From the listing below, return each line that includes "components".

*Source excerpt*
━━━━━━━━━━━━━━━━━━━━━━━━━━━━━━
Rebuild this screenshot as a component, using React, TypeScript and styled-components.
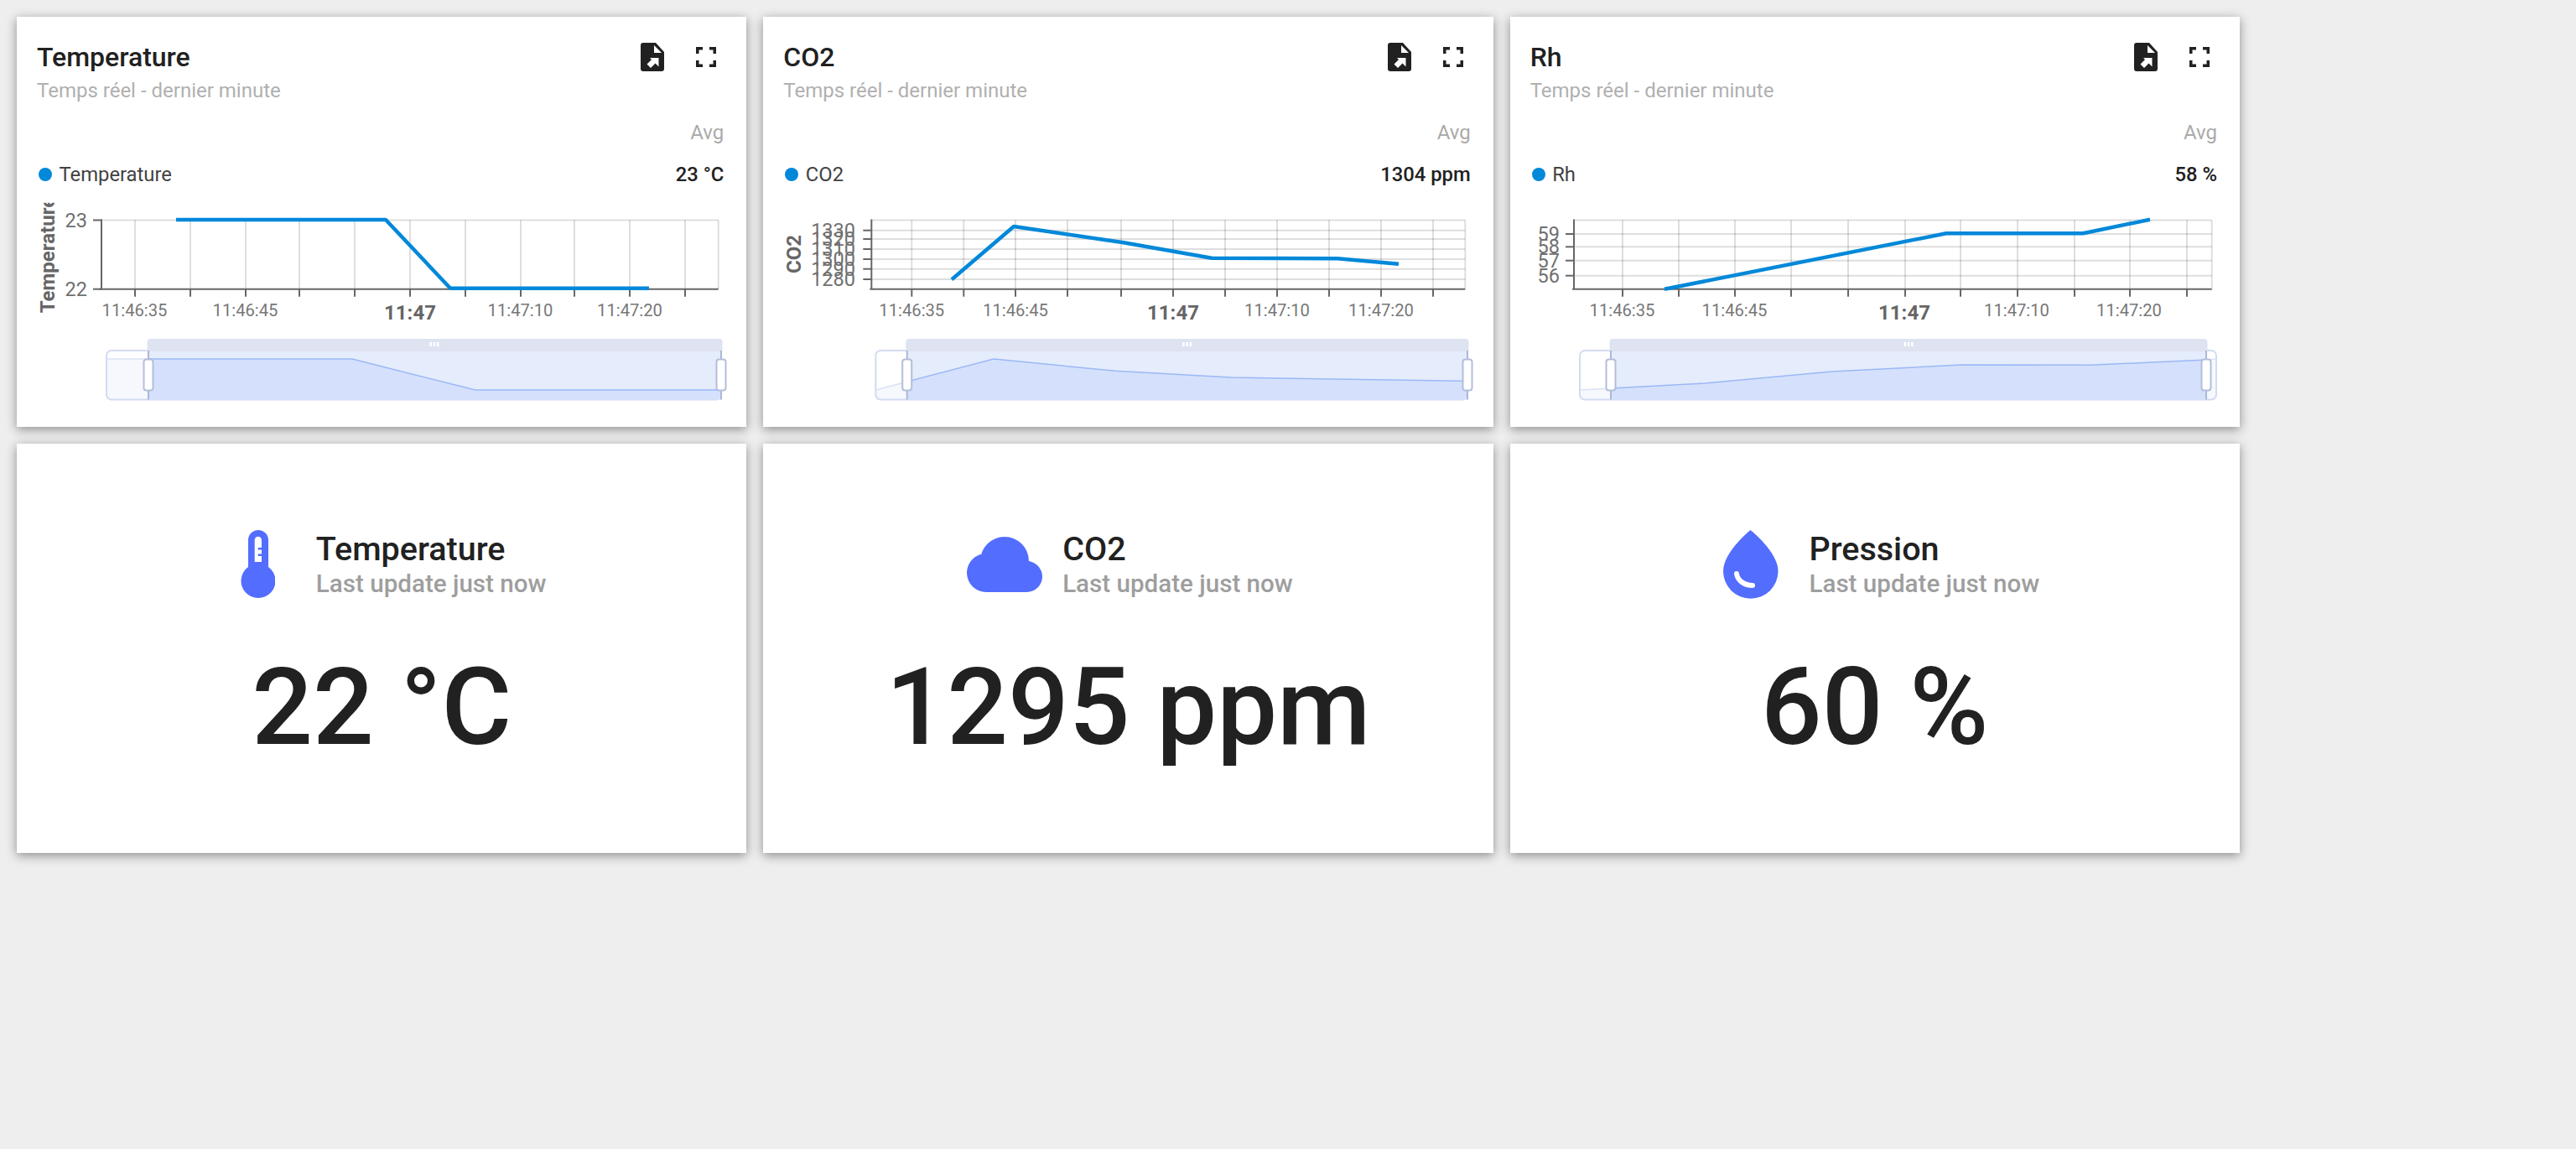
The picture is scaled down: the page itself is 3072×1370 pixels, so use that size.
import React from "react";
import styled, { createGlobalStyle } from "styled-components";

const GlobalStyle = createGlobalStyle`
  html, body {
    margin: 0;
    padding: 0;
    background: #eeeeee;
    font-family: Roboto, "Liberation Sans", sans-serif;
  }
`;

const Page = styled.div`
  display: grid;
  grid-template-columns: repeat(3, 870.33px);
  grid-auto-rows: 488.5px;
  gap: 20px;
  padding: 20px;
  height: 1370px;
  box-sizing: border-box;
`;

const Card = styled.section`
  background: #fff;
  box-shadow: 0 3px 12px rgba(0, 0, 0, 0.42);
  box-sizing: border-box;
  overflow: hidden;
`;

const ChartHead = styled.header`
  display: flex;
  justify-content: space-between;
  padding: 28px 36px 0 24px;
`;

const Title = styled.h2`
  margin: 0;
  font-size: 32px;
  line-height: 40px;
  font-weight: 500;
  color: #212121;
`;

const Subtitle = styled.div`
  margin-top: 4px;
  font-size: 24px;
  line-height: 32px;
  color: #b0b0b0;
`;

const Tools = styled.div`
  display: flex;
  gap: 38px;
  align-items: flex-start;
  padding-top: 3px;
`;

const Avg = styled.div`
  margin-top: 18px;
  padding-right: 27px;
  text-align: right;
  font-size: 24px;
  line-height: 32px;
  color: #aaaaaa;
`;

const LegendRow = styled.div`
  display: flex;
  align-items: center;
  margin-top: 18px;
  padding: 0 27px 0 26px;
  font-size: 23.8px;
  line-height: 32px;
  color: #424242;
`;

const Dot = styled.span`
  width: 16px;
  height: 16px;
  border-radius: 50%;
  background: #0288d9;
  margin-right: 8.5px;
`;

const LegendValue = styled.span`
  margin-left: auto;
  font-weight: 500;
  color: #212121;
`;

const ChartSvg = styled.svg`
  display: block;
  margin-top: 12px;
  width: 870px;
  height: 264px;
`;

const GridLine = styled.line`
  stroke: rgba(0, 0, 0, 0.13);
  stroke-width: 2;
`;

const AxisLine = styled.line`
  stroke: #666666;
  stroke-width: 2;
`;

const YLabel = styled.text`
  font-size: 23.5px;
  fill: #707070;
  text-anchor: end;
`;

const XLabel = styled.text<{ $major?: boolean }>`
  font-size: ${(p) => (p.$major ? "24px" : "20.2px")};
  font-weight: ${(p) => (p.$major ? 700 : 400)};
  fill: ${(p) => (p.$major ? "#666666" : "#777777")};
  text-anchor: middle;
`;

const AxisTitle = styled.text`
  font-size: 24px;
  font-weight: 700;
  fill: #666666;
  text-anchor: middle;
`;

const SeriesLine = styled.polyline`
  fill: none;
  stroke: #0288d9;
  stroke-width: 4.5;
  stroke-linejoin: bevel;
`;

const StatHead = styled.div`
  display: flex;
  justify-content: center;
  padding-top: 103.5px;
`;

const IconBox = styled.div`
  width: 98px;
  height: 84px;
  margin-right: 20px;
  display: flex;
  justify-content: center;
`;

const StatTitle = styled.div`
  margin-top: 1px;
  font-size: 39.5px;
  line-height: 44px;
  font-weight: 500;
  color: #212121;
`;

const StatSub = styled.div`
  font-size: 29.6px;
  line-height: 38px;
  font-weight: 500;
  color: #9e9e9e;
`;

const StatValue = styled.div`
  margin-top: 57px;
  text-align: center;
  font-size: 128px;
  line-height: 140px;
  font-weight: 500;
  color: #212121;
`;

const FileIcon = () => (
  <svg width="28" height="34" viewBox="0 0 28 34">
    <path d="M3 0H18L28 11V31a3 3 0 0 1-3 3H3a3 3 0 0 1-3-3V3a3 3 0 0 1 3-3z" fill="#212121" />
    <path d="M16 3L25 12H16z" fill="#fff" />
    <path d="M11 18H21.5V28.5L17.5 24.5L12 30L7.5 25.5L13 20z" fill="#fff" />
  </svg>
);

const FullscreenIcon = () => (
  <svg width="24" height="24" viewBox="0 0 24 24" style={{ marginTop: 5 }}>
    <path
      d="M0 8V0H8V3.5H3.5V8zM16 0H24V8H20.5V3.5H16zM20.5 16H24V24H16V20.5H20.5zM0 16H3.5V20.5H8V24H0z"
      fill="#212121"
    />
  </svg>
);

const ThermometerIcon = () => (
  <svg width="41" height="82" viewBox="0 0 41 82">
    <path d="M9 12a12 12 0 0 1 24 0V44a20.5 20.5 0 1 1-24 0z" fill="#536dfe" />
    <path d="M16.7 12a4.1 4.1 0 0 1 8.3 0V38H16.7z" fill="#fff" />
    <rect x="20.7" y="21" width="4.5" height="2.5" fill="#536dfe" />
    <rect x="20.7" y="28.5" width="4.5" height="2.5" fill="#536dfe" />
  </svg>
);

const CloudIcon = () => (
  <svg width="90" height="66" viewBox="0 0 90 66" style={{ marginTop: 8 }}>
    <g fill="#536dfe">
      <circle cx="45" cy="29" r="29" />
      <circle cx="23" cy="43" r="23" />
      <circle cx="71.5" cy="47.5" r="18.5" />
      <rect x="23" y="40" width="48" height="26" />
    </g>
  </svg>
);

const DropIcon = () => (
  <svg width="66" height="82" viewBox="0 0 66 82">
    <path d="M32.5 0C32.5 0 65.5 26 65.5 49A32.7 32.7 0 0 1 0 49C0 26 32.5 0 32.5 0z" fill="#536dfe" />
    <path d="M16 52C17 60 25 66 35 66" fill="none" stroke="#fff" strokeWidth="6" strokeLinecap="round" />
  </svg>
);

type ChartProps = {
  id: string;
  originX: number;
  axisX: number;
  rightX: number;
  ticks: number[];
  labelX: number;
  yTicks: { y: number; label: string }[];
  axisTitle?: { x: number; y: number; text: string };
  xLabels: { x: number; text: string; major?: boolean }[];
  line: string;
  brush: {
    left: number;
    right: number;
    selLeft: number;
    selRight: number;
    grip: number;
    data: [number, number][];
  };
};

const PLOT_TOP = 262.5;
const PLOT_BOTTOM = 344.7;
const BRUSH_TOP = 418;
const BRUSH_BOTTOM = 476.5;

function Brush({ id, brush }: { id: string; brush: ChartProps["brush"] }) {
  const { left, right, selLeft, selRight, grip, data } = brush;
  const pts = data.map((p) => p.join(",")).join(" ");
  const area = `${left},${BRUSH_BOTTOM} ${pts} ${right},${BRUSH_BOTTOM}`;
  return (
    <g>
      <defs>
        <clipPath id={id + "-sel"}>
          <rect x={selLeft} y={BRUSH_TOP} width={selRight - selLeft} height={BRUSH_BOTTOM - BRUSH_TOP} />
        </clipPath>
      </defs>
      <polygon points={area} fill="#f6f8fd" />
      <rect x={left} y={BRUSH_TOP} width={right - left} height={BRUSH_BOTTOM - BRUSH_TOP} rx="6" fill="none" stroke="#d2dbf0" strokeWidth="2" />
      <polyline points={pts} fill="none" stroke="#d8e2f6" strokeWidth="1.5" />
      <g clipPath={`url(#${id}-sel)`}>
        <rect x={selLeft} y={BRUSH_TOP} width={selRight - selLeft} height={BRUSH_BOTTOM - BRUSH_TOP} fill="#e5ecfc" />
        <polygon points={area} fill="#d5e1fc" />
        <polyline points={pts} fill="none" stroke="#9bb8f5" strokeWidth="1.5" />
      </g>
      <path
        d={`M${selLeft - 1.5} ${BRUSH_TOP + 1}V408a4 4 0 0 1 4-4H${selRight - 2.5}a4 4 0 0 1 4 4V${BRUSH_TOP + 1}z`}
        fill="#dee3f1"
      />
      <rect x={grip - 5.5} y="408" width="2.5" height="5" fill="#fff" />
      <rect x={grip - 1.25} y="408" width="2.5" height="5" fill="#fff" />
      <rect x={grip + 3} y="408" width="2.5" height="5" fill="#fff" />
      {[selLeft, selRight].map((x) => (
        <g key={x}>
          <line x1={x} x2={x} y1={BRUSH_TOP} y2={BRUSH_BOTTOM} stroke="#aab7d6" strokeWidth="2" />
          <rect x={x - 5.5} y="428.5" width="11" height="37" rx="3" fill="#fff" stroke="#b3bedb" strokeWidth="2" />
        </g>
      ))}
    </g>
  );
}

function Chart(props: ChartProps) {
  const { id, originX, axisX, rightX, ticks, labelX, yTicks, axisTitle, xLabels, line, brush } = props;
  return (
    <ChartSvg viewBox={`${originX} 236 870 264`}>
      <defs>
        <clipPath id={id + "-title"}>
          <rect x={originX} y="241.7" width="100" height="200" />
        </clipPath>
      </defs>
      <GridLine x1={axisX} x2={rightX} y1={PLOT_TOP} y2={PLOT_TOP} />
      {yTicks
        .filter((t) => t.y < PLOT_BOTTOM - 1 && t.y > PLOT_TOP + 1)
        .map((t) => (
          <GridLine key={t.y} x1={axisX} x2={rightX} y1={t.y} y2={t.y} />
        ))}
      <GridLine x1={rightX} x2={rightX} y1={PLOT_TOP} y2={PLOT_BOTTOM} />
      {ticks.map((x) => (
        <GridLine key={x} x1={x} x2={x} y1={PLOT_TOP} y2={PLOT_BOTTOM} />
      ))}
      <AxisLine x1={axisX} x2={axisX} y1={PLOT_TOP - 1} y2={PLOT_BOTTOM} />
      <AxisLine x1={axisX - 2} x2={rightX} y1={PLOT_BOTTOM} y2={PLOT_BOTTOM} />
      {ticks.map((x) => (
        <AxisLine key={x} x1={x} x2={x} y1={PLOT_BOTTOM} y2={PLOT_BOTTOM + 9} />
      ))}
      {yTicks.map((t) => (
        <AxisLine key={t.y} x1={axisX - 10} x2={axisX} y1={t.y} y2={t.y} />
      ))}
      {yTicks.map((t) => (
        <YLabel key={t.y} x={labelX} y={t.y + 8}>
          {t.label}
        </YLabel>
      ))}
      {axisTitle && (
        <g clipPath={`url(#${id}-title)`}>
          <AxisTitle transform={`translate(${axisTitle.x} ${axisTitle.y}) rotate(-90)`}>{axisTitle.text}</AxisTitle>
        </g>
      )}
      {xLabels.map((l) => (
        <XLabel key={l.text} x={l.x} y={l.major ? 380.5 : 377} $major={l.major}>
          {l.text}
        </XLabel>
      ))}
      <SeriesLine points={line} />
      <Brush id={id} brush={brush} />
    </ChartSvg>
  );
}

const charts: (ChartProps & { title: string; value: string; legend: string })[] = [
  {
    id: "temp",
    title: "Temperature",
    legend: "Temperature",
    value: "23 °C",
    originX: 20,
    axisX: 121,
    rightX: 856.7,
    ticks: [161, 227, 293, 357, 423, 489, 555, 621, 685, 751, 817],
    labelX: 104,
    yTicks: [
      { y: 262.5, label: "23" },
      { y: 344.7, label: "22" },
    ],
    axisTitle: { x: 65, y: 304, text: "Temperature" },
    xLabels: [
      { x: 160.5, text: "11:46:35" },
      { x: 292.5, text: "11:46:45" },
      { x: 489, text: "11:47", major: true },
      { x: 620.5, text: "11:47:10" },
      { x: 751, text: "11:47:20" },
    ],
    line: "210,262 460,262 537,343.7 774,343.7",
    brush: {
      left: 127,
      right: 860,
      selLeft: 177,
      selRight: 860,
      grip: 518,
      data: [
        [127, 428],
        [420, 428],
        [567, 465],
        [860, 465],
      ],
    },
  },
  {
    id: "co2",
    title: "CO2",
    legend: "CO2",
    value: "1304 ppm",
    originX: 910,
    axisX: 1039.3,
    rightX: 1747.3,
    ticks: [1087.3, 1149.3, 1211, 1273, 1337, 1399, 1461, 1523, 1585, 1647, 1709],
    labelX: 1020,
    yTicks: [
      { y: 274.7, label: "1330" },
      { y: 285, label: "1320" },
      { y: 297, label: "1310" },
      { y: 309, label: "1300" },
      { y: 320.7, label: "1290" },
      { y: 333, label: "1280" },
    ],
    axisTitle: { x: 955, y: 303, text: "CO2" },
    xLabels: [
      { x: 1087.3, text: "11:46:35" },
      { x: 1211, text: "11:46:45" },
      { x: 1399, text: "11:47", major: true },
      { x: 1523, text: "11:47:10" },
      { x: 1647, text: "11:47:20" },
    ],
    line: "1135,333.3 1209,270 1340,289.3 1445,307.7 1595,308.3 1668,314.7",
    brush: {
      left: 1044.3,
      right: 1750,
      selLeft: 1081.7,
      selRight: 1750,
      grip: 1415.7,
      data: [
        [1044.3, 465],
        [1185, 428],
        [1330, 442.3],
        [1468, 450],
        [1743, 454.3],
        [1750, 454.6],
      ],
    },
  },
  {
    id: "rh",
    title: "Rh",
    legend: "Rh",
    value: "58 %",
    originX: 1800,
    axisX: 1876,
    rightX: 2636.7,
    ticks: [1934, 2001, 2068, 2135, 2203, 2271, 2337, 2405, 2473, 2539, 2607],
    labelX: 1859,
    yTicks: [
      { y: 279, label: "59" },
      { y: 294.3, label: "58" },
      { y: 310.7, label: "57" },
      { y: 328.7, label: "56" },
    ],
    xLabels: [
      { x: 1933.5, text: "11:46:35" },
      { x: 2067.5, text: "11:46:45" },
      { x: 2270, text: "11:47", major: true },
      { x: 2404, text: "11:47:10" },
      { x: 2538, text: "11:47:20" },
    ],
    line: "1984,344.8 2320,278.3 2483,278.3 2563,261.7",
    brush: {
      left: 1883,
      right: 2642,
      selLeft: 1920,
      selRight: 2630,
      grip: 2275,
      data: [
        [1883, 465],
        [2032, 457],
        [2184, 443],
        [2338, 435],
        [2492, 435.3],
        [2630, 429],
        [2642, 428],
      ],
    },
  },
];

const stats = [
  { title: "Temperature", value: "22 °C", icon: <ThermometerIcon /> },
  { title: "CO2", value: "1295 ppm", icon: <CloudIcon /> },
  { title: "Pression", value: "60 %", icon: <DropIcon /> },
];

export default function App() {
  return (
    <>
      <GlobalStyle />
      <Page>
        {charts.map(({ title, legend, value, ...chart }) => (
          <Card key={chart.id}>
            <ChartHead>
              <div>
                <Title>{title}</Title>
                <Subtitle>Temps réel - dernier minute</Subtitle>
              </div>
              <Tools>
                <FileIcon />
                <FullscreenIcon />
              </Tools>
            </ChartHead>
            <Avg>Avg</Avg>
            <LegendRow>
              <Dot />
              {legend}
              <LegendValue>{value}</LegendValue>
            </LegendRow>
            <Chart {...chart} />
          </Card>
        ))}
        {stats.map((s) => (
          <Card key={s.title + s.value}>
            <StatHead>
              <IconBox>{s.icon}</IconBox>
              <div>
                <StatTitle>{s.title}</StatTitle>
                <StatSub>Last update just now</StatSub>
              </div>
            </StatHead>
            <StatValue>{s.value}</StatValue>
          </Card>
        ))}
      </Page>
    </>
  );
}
━━━━━━━━━━━━━━━━━━━━━━━━━━━━━━
*Answer to this problem*
Rebuild this screenshot as a component, using React, TypeScript and styled-components.
import styled, { createGlobalStyle } from "styled-components";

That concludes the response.